De plus, on mentionne que bon nombre de politiques d’inclusion des personnes transgenres imposent des limites arbitraires qui ne s’appuient sur aucune preuve. Et ça a un impact majeur puisque la discrimination envers ces personnes est forte au point qu’elles ne font pas de sport.
Le RSEQ a fait preuve d’initiative en plaçant cette question au centre d’un de ses chantiers. Au bout de deux ans de réflexion, on n’a cependant pas de point de vue clair et sans équivoque. C’est que le RSEQ doit conjuguer avec deux impératifs, le milieu scolaire qui doit être inclusif et les fédérations sportives qui balisent la pratique des sports. En soumettant une proposition de plan d’action au Ministère, il demande à celui-ci de se positionner.
Le bureau de la Ministre Isabelle Charest renvoie la question aux fédérations sportives nationales qui dictent les politiques. On me mentionne qu’il n’y a pas eu de discussion à proprement parler sur le sujet de leur côté.
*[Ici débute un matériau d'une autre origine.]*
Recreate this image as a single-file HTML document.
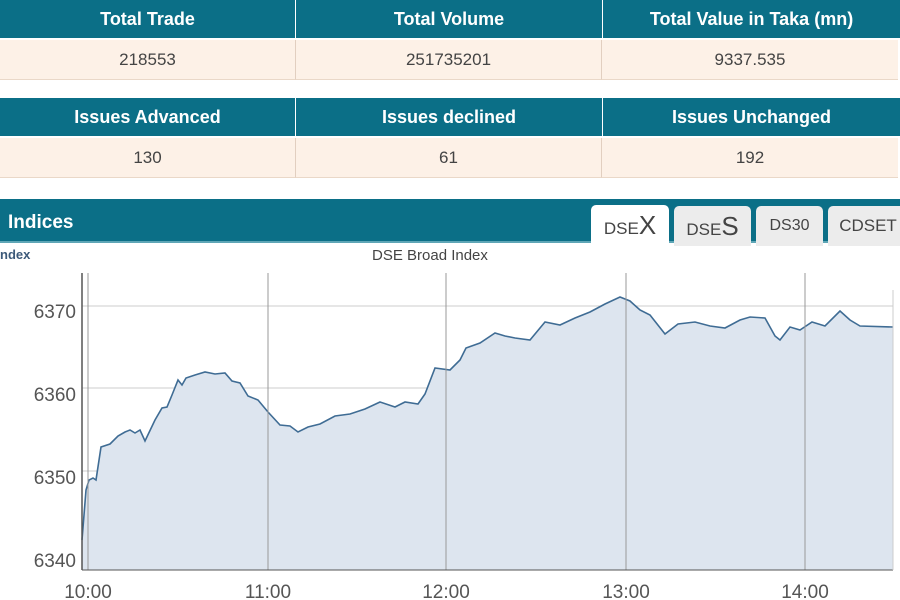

Quant aux fonctionnaires du secteur Sport, Loisir et Plein air du ministère de l’Éducation, je leur ai demandé si des travaux sont en cours ou prévus à propos de l’intégration des personnes trans dans le sport afin d’émettre des guides pour les fédérations et/ou les établissements qui devront prendre des décisions à ce sujet.
La réponse est la suivante : « Le Ministère se réfère toujours à la Loi visant à renforcer la lutte contre la transphobie et améliorer notamment la situation des mineurs transgenres (Projet de Loi 103, 2016, chapitre 19) pour guider ses actions. À cet égard, le Ministère reconnait l’importance d’offrir un environnement sain, respectueux et inclusif à l’ensemble des jeunes sportives et sportifs du Québec. Ainsi, toutes ses mesures, directives, actions ou autres sont prises en ce sens. »
Sachez que cette dernière réponse ne dit absolument rien parce que la Loi 103 n’avait d’autre but que de faciliter les procédures administratives entourant la reconnaissance du statut de personne trans, notamment chez les mineurs. Bref, on n’a pas cherché fort fort au Ministère pour m’offrir une réponse intelligente.
J’ai donc contacté Isabelle Ducharme, directrice générale de Sports Québec, organisme qui rassemble notamment les 66 fédérations sportives. Questionnée à savoir si une réflexion avait été entamée pour établir une ligne directrice ou une certaine constance entre les fédérations, sa réponse fut la suivante : « Chaque fédération a sa propre ligne à suivre ou est en développement de le faire. Pour le moment, il n’y a pas de constance au Québec. C’est un défi d’avoir une constance du niveau local au niveau international. C’est un sujet qui mérite une très bonne réflexion. »
Du côté fédéral, Sport Canada me répond que son mandat consiste à accroître les possibilités offertes à la population canadienne de faire du sport et d’y exceller, y compris les personnes transgenres.
« Sport Canada continue de soutenir la recherche et de surveiller les données émergentes et les meilleures pratiques internationales pour soutenir une approche progressive de l’inclusion des personnes transgenres dans le sport qui est fondée sur des preuves, sûre, équitable et inclusive pour tous. Les organismes nationaux de sport sont encouragés à développer des solutions novatrices fondées sur des données probantes qui favorisent la dignité, le respect et la compassion envers les athlètes transgenres, tout en préservant l’équité et la sécurité des athlètes féminines. »
Bref, on comprend que la question est loin d’être réglée et que les équipes sportives et les organismes qui les soutiennent nagent dans un certain flou. On conviendra que tout n’est pas évident et que bien des gens devront se pencher sur ce dossier. Mais on peut au moins saluer l’initiative du RSEQ qui veut faire bouger les choses. Ne serait-ce que pour la quinzaine de demandes par année qui sont faites au Réseau et qui méritent qu’on leur réponde.
En attendant, sachez que les niveaux collégial et universitaire canadiens intègrent les athlètes selon ce que la personne déclare.